Immer unvergeßlich werden mir die deutschen Weihnachten sein, die ich auf seiner einsamen Insel, inmitten des Großen Ozeans, verbracht habe. An einem Tisch saß Heinrich Küper mit seiner Frau Kafagamurirongo (der Name bedeutet das rote Muschelgeld, das nach einem Fest gegeben wird), umringt von seinen Kindern, die zum festlichen Anlaß weiße Kleidchen anhatten. Am Nachbartisch war die Familie der Frau versammelt. Mit nackten Oberkörpern, über und über mit Muschelschmuck behangen, saßen Männer und Frauen an dem ihnen ungewohnten Tisch und wußten nicht, was sie mit so seltsamen Dingen, wie Tellern und Gabeln, beginnen sollten.

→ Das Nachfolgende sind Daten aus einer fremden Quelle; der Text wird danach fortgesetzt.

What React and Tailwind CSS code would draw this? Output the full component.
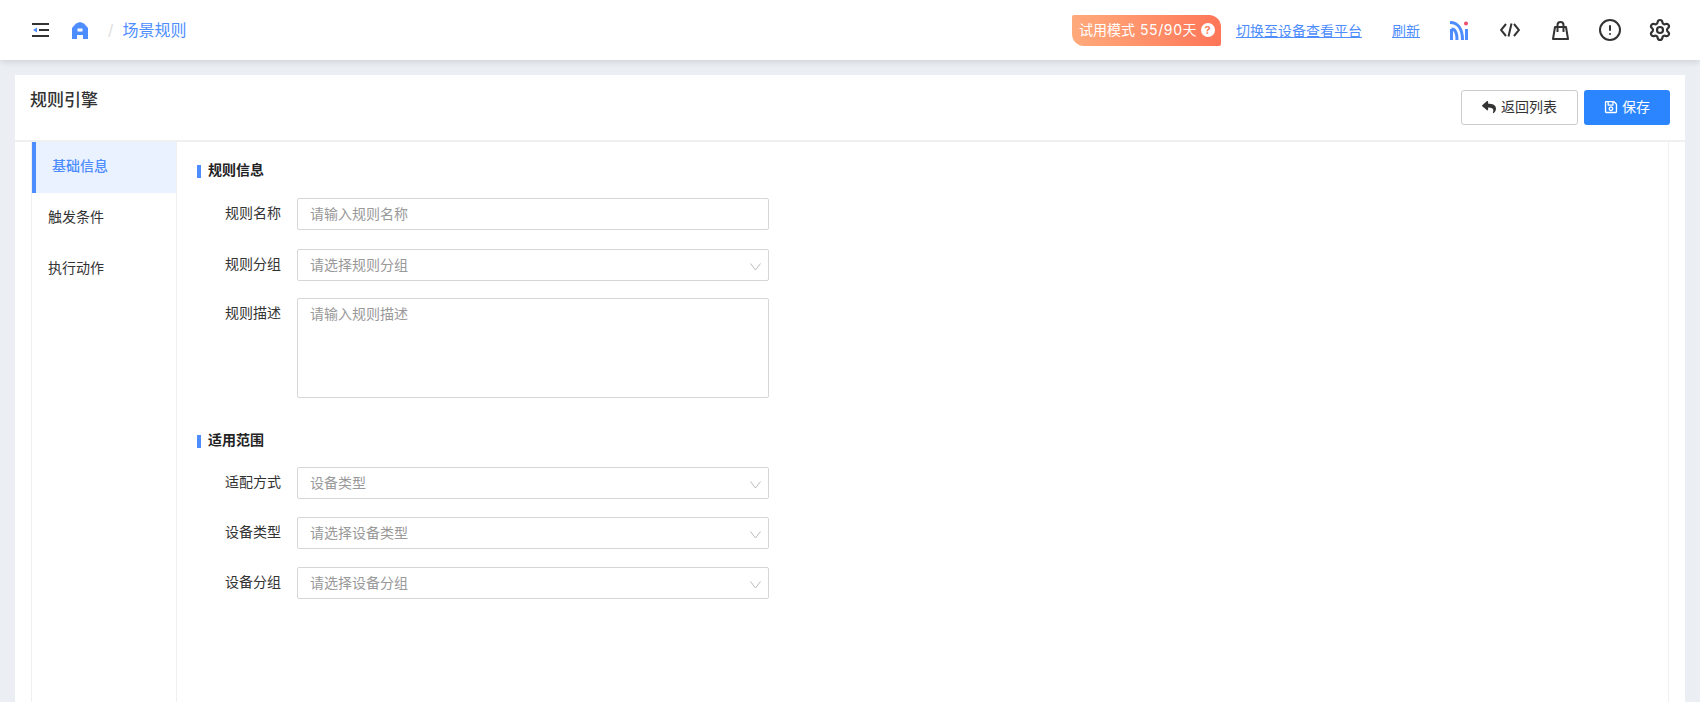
import { Settings, CircleAlert } from "lucide-react";
import { FaReply, FaRegSave } from "react-icons/fa";

const fontStyle = "font-['Inter','Noto_Sans_CJK_SC','Noto_Sans',sans-serif]";

const Field = ({ label, placeholder, select, className }) => (
  <div className={`flex items-start ${className}`}>
    <label className="w-[265px] pr-[16px] text-right text-[14px] leading-[30px] text-[#333]">{label}</label>
    <div className="relative w-[472px] h-[32px] border border-[#d6d6d6] rounded-[2px] pl-[12px] text-[14px] leading-[30px] text-[#999]">
      {placeholder}
      {select && (
        <svg className="absolute right-[7px] top-[13px]" width="11" height="8" viewBox="0 0 11 8" fill="none">
          <path d="M0.5 0.5 L5.5 7 L10.5 0.5" stroke="#bbb" strokeWidth="1" />
        </svg>
      )}
    </div>
  </div>
);

const SectionTitle = ({ children, className }) => (
  <div className={`flex items-center h-[20px] pl-[165px] text-[14px] font-bold text-[#222] ${className}`}>
    <span className="w-[4px] h-[13px] bg-[#4d8dff] mr-[7px]" />
    <span className="-mt-[3px]">{children}</span>
  </div>
);

export default function App() {
  return (
    <div className={`${fontStyle} h-[702px] overflow-hidden bg-[#ebeef3]`}>
      {/* top bar */}
      <header className="h-[60px] bg-white flex items-center shadow-[0_2px_6px_rgba(0,0,0,0.12)] relative">
        <svg className="ml-[32px]" width="17" height="14" viewBox="0 0 17 14">
          <rect x="0" y="0" width="17" height="2" fill="#333" />
          <rect x="7" y="6" width="10" height="2" fill="#333" />
          <rect x="0" y="12" width="17" height="2" fill="#333" />
          <path d="M1 7 L5 4.5 V9.5 Z" fill="#4d8dff" />
        </svg>
        <svg className="ml-[23px]" width="16" height="17" viewBox="0 0 16 17">
          <path fillRule="evenodd" d="M8 0 L12 1.5 L16 6 V17 H11 V13 H5 V17 H0 V6 L4 1.5 Z M5.5 6.5 H10.5 V9.5 H5.5 Z" fill="#4d8dff" />
        </svg>
        <span className="ml-[20px] text-[#ddd] text-[15px]">/</span>
        <span className="ml-[9px] text-[16px] text-[#4d8dff]">场景规则</span>

        <div className="ml-auto flex items-center">
          <div className="h-[31px] w-[149px] flex items-center pl-[7px] pb-[1px] rounded-tl-[2px] rounded-tr-[12px] rounded-bl-[12px] rounded-br-[2px] bg-gradient-to-r from-[#ffaa7c] to-[#ff7558] text-white text-[14px] whitespace-nowrap">
            试用模式<span className="ml-[5px] tracking-[0.6px]">55/90</span>天
            <span className="ml-[4px] w-[14px] h-[14px] rounded-full bg-white text-[#ff7e60] text-[11px] leading-[14px] font-bold text-center">?</span>
          </div>
          <a className="ml-[15px] text-[14px] text-[#4d8dff] underline">切换至设备查看平台</a>
          <a className="ml-[30px] text-[14px] text-[#4d8dff] underline">刷新</a>
          <svg className="ml-[30px]" width="18" height="19" viewBox="0 0 18 19" fill="none">
            <path d="M1.5 19 V8" stroke="#4d8dff" strokeWidth="3" />
            <path d="M0 1.5 C8 1.5 12.5 8 12.5 19" stroke="#4d8dff" strokeWidth="3" />
            <path d="M1.5 8 C5 8 7 12 7 19" stroke="#4d8dff" strokeWidth="3" />
            <path d="M16.5 8 V19" stroke="#4d8dff" strokeWidth="3" />
            <circle cx="16" cy="2.5" r="2" fill="#ef4d6c" />
          </svg>
          <svg className="ml-[32px]" width="20" height="14" viewBox="0 0 20 14" fill="none" stroke="#333" strokeWidth="2">
            <path d="M6 1 L1 7 L6 13" />
            <path d="M14 1 L19 7 L14 13" />
            <path d="M11.5 0.5 L8.5 13.5" />
          </svg>
          <svg className="ml-[32px]" width="17" height="19" viewBox="0 0 17 19" fill="none" stroke="#333" strokeWidth="2">
            <path d="M3 6 H14 L16 18 H1 Z" strokeLinejoin="round" />
            <path d="M5.5 11 V4 Q5.5 1 8.5 1 Q11.5 1 11.5 4 V11" />
          </svg>
          <CircleAlert className="ml-[29px] text-[#333]" size={24} strokeWidth={2} />
          <Settings className="ml-[26px] mr-[28px] text-[#333]" size={24} strokeWidth={2.2} />
        </div>
      </header>

      {/* card */}
      <main className="mt-[15px] mx-[15px] bg-white h-[627px]">
        <div className="h-[67px] flex items-start justify-between border-b-2 border-[#f0f0f0]">
          <h2 className="ml-[15px] mt-[13px] text-[17px] leading-[24px] font-medium text-[#333]">规则引擎</h2>
          <div className="flex mt-[15px] mr-[15px] gap-[6px]">
            <button className="w-[117px] h-[35px] pb-[2px] flex items-center justify-center gap-[5px] border border-[#ccc] rounded-[3px] text-[14px] text-[#333]">
              <FaReply size={14} />返回列表
            </button>
            <button className="w-[86px] h-[35px] pb-[2px] flex items-center justify-center gap-[4px] bg-[#2b85ff] rounded-[3px] text-[14px] text-white">
              <FaRegSave size={14} />保存
            </button>
          </div>
        </div>
        <div className="flex mx-[16px] border-x border-[#eef0f4] h-[560px]">
          <aside className="w-[145px] border-r border-[#eef0f4] shrink-0 text-[14px] text-[#333]">
            <div className="h-[51px] bg-[#ebf2ff] border-l-[4px] border-[#4d8dff] pl-[16px] leading-[48px] text-[#4d8dff] font-medium">基础信息</div>
            <div className="h-[51px] pl-[16px] leading-[48px]">触发条件</div>
            <div className="h-[51px] pl-[16px] leading-[48px]">执行动作</div>
          </aside>
          <section className="flex-1 -ml-[145px] pt-[19px]">
            <SectionTitle>规则信息</SectionTitle>
            <Field className="mt-[17px]" label="规则名称" placeholder="请输入规则名称" />
            <Field className="mt-[19px]" label="规则分组" placeholder="请选择规则分组" select />
            <div className="flex items-start mt-[17px]">
              <label className="w-[265px] pr-[16px] text-right text-[14px] leading-[30px] text-[#333]">规则描述</label>
              <div className="w-[472px] h-[100px] border border-[#d6d6d6] rounded-[2px] pl-[12px] text-[14px] leading-[30px] text-[#999]">请输入规则描述</div>
            </div>
            <SectionTitle className="mt-[33px]">适用范围</SectionTitle>
            <Field className="mt-[16px]" label="适配方式" placeholder="设备类型" select />
            <Field className="mt-[18px]" label="设备类型" placeholder="请选择设备类型" select />
            <Field className="mt-[18px]" label="设备分组" placeholder="请选择设备分组" select />
          </section>
        </div>
      </main>
    </div>
  );
}
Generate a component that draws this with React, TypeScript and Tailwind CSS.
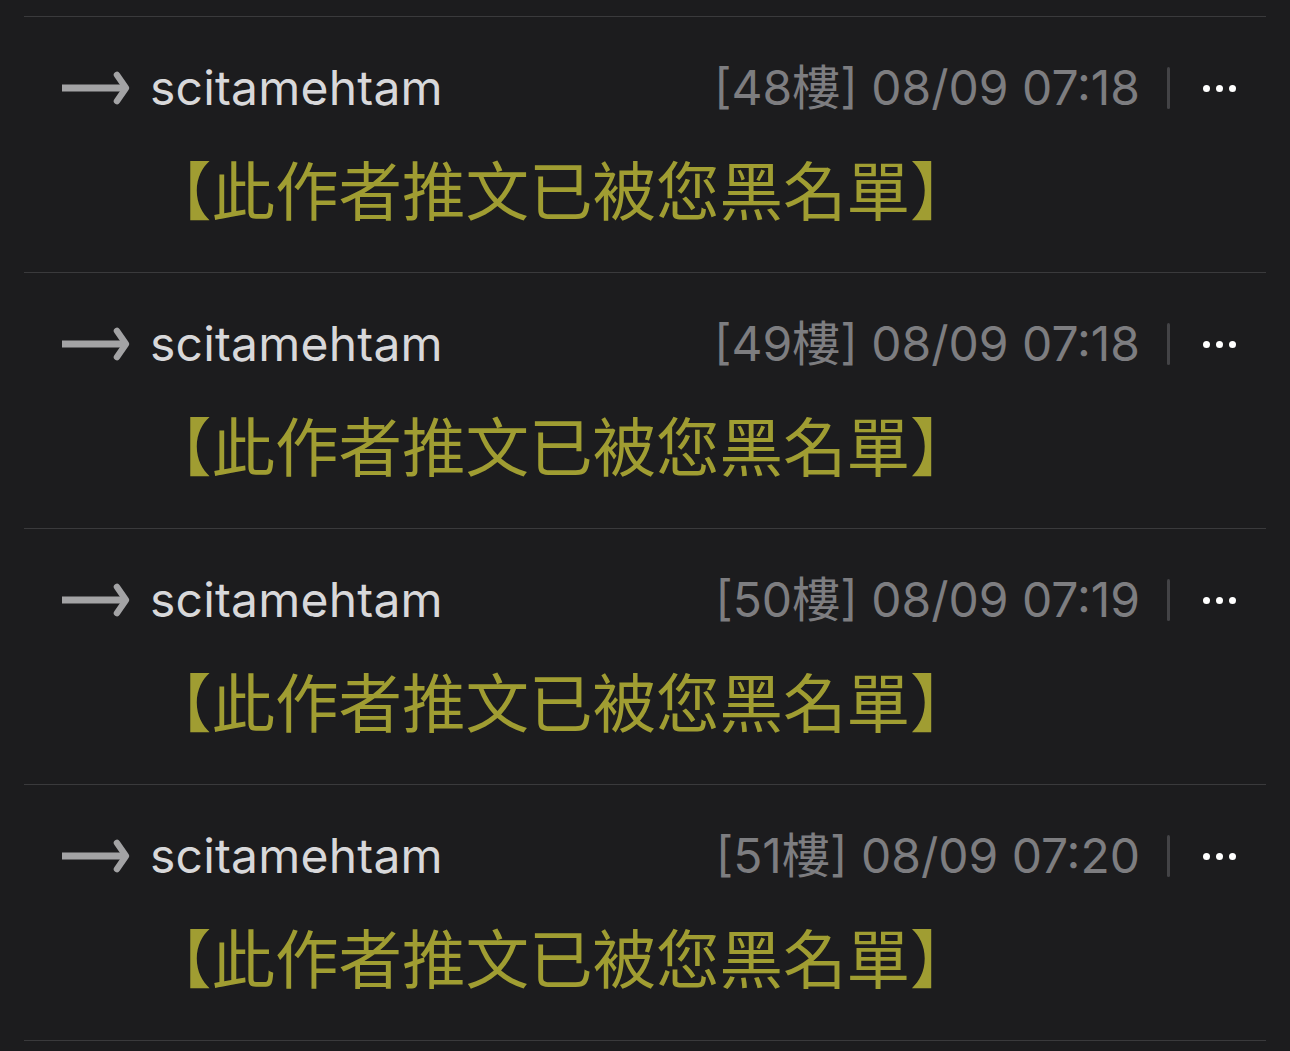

Nach dem Mahl folgte die Bescherung. Ein kleines Christbäumchen, das Küper aus den Blättern exotischer Bäume angefertigt hatte, wurde mit Kerzen aus Kokosnüssen besteckt, und leuchtende Kinderaugen betrachteten die auf dem Gabentisch ausgebreiteten Geschenke. Schmuck aus Perlmutter und Schildpatt, Messer und Muschelpuppen erfreuten gewiß ebenso wie bei uns die Erzeugnisse europäischer Spielwarenindustrie. Vollends beglückt war der Älteste über einen mächtigen Haken zum Fangen von Haifischen, und zur größten Überraschung der anwesenden Verwandten erhielt das kleinste Mädchen ein sich durch Federwerk fortbewegendes europäisches Spielzeug, das Küper – niemand wußte woher – »gezaubert« hatte.

Wie eine dichte Mauer umgaben uns die Eingeborenen in ihrem uralten Festschmuck. Lautlos, mit weitgeöffneten Augen, starrten sie den weißen Zauberer und das leuchtende Bäumchen an und nahmen einen Funken des Mysteriums des Christentums in sich auf.